“Peace as a Performance Enhancer” — Part 1

The Hidden Cost of Performance

At senior levels of leadership, the question is rarely how to perform better. You already know how to drive results, navigate complexity, and deliver under pressure. The harder question, and the one that often goes unasked, is: at what cost?

We live in a culture that rewards intensity. Deadlines, decisions, and deliverables dominate the day. The body adapts, the mind sharpens, the calendar fills and the system performs. Yet quietly, beneath the surface, another kind of economy is at play: the trade between outer achievement and inner stability.

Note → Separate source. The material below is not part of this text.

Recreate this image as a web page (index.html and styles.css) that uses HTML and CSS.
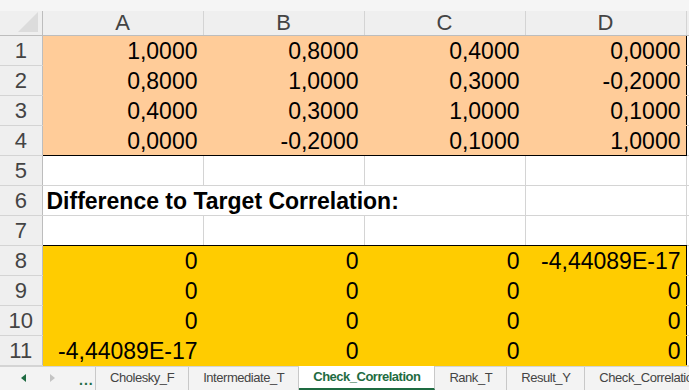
FILE: index.html
```html
<!DOCTYPE html>
<html lang="en">
<head>
    <meta charset="UTF-8">
    <title>Check_Correlation</title>
    <link rel="stylesheet" href="styles.css">
</head>
<body>
    <div class="sheet">
        <table class="grid">
            <colgroup>
                <col class="c-head">
                <col class="c-cell">
                <col class="c-cell">
                <col class="c-cell">
                <col class="c-cell">
                <col class="c-rest">
            </colgroup>
            <thead>
                <tr class="strip"><th colspan="6"></th></tr>
                <tr class="col-head">
                    <th class="corner"><span class="tri"></span></th>
                    <th>A</th>
                    <th>B</th>
                    <th>C</th>
                    <th>D</th>
                    <th class="rest"></th>
                </tr>
            </thead>
            <tbody>
                <tr class="orange">
                    <th>1</th>
                    <td>1,0000</td><td>0,8000</td><td>0,4000</td><td class="edge">0,0000</td>
                    <td class="rest"></td>
                </tr>
                <tr class="orange">
                    <th>2</th>
                    <td>0,8000</td><td>1,0000</td><td>0,3000</td><td class="edge">-0,2000</td>
                    <td class="rest"></td>
                </tr>
                <tr class="orange">
                    <th>3</th>
                    <td>0,4000</td><td>0,3000</td><td>1,0000</td><td class="edge">0,1000</td>
                    <td class="rest"></td>
                </tr>
                <tr class="orange last">
                    <th>4</th>
                    <td>0,0000</td><td>-0,2000</td><td>0,1000</td><td class="edge">1,0000</td>
                    <td class="rest"></td>
                </tr>
                <tr class="plain">
                    <th>5</th>
                    <td></td><td></td><td></td><td></td>
                    <td class="rest"></td>
                </tr>
                <tr class="plain">
                    <th>6</th>
                    <td colspan="3" class="title">Difference to Target Correlation:</td><td></td>
                    <td class="rest"></td>
                </tr>
                <tr class="plain above-yellow">
                    <th>7</th>
                    <td></td><td></td><td></td><td></td>
                    <td class="rest"></td>
                </tr>
                <tr class="yellow">
                    <th>8</th>
                    <td>0</td><td>0</td><td>0</td><td class="edge">-4,44089E-17</td>
                    <td class="rest"></td>
                </tr>
                <tr class="yellow">
                    <th>9</th>
                    <td>0</td><td>0</td><td>0</td><td class="edge">0</td>
                    <td class="rest"></td>
                </tr>
                <tr class="yellow">
                    <th>10</th>
                    <td>0</td><td>0</td><td>0</td><td class="edge">0</td>
                    <td class="rest"></td>
                </tr>
                <tr class="yellow">
                    <th>11</th>
                    <td>-4,44089E-17</td><td>0</td><td>0</td><td class="edge">0</td>
                    <td class="rest"></td>
                </tr>
            </tbody>
        </table>

        <div class="tabbar">
            <div class="nav">
                <svg width="10" height="10" viewBox="0 0 10 10"><polygon points="7,1 2,5 7,9" fill="#1e6b41"/></svg>
                <svg width="10" height="10" viewBox="0 0 10 10"><polygon points="3,1 8,5 3,9" fill="#c4c4c4"/></svg>
                <span class="more">...</span>
            </div>
            <div class="tab">Cholesky_F</div>
            <div class="tab">Intermediate_T</div>
            <div class="tab active">Check_Correlation</div>
            <div class="tab">Rank_T</div>
            <div class="tab">Result_Y</div>
            <div class="tab">Check_Correlation_Y</div>
        </div>
    </div>
</body>
</html>
```

FILE: styles.css
```css
*{
    margin: 0;
    padding: 0;
    box-sizing: border-box;
}
body{
    background-color: #ffffff;
    font-family: "Liberation Sans", Arial, sans-serif;
    overflow: hidden;
}
.sheet{
    width: 689px;
    height: 390px;
    overflow: hidden;
    display: flex;
    flex-direction: column;
}
.grid{
    border-collapse: collapse;
    table-layout: fixed;
    width: 689px;
}
.c-head{ width: 42px; }
.c-cell{ width: 161px; }
.c-rest{ width: 3px; }

.strip th{
    height: 11px;
    background-color: #f5f5f5;
    border: none;
}
.col-head th{
    height: 24px;
    background-color: #efefef;
    color: #444444;
    font-weight: normal;
    font-size: 22px;
    line-height: 22px;
    border-right: 1px solid #d4d4d4;
    border-bottom: 1px solid #bdbdbd;
    vertical-align: bottom;
    padding-bottom: 1px;
}
.col-head .corner{
    border-right: 1px solid #bdbdbd;
    position: relative;
}
.tri{
    position: absolute;
    right: 4px;
    bottom: 3px;
    width: 0;
    height: 0;
    border-left: 20px solid transparent;
    border-bottom: 20px solid #dcdcdc;
}
.col-head .rest{
    border-right: none;
}

tbody th{
    height: 30px;
    background-color: #efefef;
    color: #444444;
    font-weight: normal;
    font-size: 22px;
    text-align: center;
    border-right: 1px solid #bdbdbd;
    border-bottom: 1px solid #d4d4d4;
    vertical-align: bottom;
    line-height: 26px;
    padding-bottom: 1px;
}
tbody td{
    height: 30px;
    font-size: 23px;
    color: #000000;
    text-align: right;
    padding: 0 5px 1px 0;
    vertical-align: bottom;
    line-height: 26px;
    white-space: nowrap;
    overflow: visible;
    border-right: 1px solid #d4d4d4;
    border-bottom: 1px solid #d4d4d4;
}
tbody td.rest{
    border-right: none;
    background-color: #ffffff;
}

.orange td{
    background-color: #ffcc99;
    border-right-color: #ffcc99;
    border-bottom-color: #ffcc99;
}
.orange.last td{
    border-bottom: 1px solid #000000;
}
.yellow td{
    background-color: #ffcc00;
    border-right-color: #ffcc00;
    border-bottom-color: #ffcc00;
}
.above-yellow td{
    border-bottom: 1px solid #000000;
}
.orange td.edge,
.yellow td.edge{
    border-right: 1px solid #000000;
}
.orange td.rest,
.yellow td.rest,
.orange.last td.rest,
.above-yellow td.rest{
    background-color: #ffffff;
    border-bottom: 1px solid #d4d4d4;
}

.title{
    text-align: left !important;
    font-weight: bold;
    padding-left: 4px !important;
}

.tabbar{
    flex: 1;
    display: flex;
    align-items: stretch;
    background-color: #f3f3f3;
    border-top: 1px solid #d4d4d4;
    font-size: 13px;
    color: #444444;
}
.nav{
    width: 96px;
    flex-shrink: 0;
    display: flex;
    align-items: center;
    padding-left: 19px;
    gap: 18px;
    border-right: 1px solid #c8c8c8;
}
.more{
    color: #1e6b41;
    font-weight: bold;
    font-size: 14px;
    letter-spacing: 1px;
    margin-left: 4px;
    padding-top: 4px;
}
.tab{
    display: flex;
    align-items: center;
    flex-shrink: 0;
    padding: 0 14px 1px 14px;
    border-right: 1px solid #c8c8c8;
    white-space: nowrap;
    letter-spacing: -0.45px;
}
.tab.active{
    background-color: #ffffff;
    color: #1e6b41;
    font-weight: bold;
    margin-top: -1px;
    border-bottom: 2px solid #1e6b41;
    padding-bottom: 0;
    letter-spacing: -0.5px;
}
```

Many leaders sense it but can’t quite name it. The feeling that the more they push for performance, the less they feel present. The achievements grow, but the sense of peace diminishes. They can deliver a flawless board presentation, yet feel oddly disconnected inside. It’s not burnout, at least not yet. It’s dissonance: the subtle drift between what they do and who they are while doing it.


The Myth of More

Traditional coaching often meets this moment by helping leaders manage time better, prioritise more effectively, or communicate with greater impact. These are valuable, but they operate at the level of doing. What’s missing is the conversation about being.

Because there comes a point when the system cannot be optimised further, when what’s required isn’t another strategy, but a different relationship to oneself.

Performance, unaccompanied by inner peace, becomes a fragile pursuit. The leader becomes efficient but brittle, accomplished but anxious, admired but inwardly strained. From the outside, everything looks successful; inside, it feels like the centre isn’t holding.


When Doing Outpaces Being

This misalignment shows up subtly, in reactivity, fatigue, or a loss of empathy. Meetings become transactions. Reflection feels indulgent. Even rest becomes another task to optimise.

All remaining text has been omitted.